Marie-Ange Guillaume
Le Monde de la Musique, sept 78

Ce petit truand, pardon, ce petit Bruant, avec ses allures d’ado­lescent dégingandé, ses longs cheveux blonds, Renaud chante dur et vrai. Il parle de ses copains de lycée « car si je dis d’orphelinat, vous ne compren­drez pas ». La salle reprend en chœur, spontanément un refrain où il évoque l’Allemagne.

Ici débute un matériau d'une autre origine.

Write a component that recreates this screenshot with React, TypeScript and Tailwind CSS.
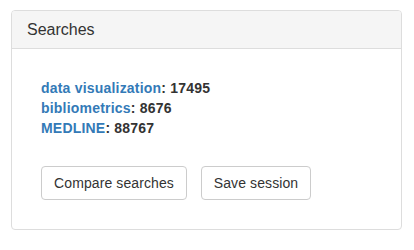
const searches = [
  { term: 'data visualization', count: 17495 },
  { term: 'bibliometrics', count: 8676 },
  { term: 'MEDLINE', count: 88767 },
]

export default function App() {
  return (
    <div className="min-h-[250px] bg-white pt-[10px] pl-[11px] font-['Liberation_Sans',Arial,sans-serif] text-[14px] text-[#333]">
      <div className="w-[391px] h-[220px] rounded border border-[#ddd] bg-white overflow-hidden">
        <div className="bg-[#f5f5f5] border-b border-[#ddd] px-[15px] py-[10px]">
          <h3 className="text-[16px] leading-[17px] text-[#333]">Searches</h3>
        </div>
        <div className="px-[29px] pt-[29px]">
          <div className="leading-[20px] font-bold tracking-[0.2px]">
            {searches.map((s) => (
              <div key={s.term}>
                <a href="#" className="text-[#337ab7] no-underline">{s.term}</a>: {s.count}
              </div>
            ))}
          </div>
          <div className="flex gap-[14px] mt-[28px]">
            <button className="h-[34px] w-[146px] border border-[#ccc] rounded bg-white text-[14px] leading-[20px] text-[#333] tracking-[0.1px]">
              Compare searches
            </button>
            <button className="h-[34px] w-[110px] border border-[#ccc] rounded bg-white text-[14px] leading-[20px] text-[#333] tracking-[0.1px]">
              Save session
            </button>
          </div>
        </div>
      </div>
    </div>
  )
}
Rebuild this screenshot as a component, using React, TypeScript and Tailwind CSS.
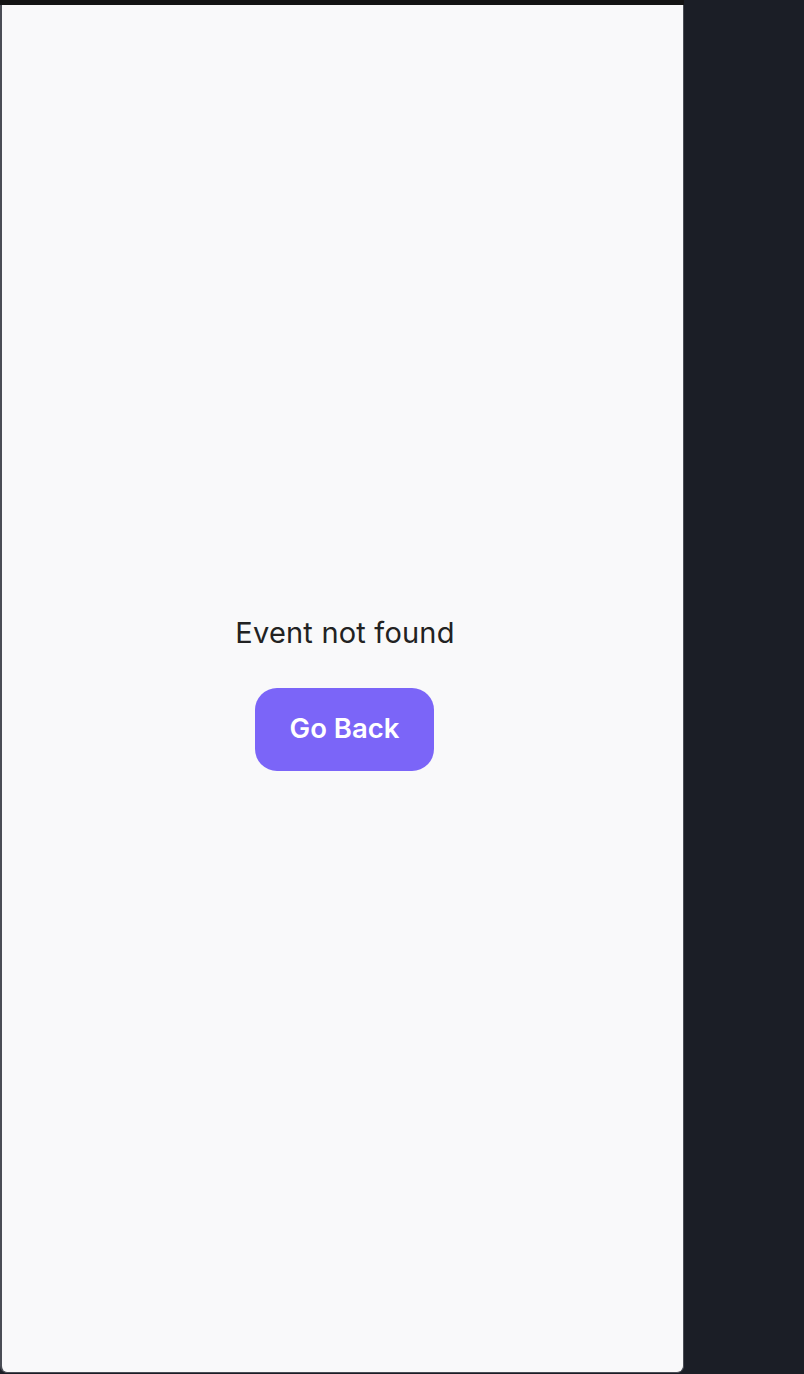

Puis soudain c’est le choc au cœur : un projecteur isole son visage pâle dans une lumière bleue, l’ombre de ses mèches dessine sur ses joues de longs cils que l’on dirait peints comme ceux d’un clown, le col de son chandail devient collerette, et c’est pour la chanson de Pierrot un dessin de Willette qui appa­raît.

Le Figaro, 12/77

Paris a son troubadour. Il s’ap­pelle Renaud. Troubadour dans le sens des chanteurs du Moyen Age, grâce auxquels les nou­velles parvenaient de ville en ville. Aujourd’hui on n’attend plus après les chanteurs pour apprendre les informations. Mais dans cent ou deux cents ans, les chansons de Renaud donneront une Idée partielle mais exacte de ce qu’était une réalité parisienne en 1977. « Je suis un loubard périphé­rique » chante Renaud. Fils natu­rel d’Aristide Bruant et de Fran­çois Béranger, son univers est fait de H.L.M. de mobylette, de blouson de cuir et de violence.

Le Courrier Républicain de l’Ile de France.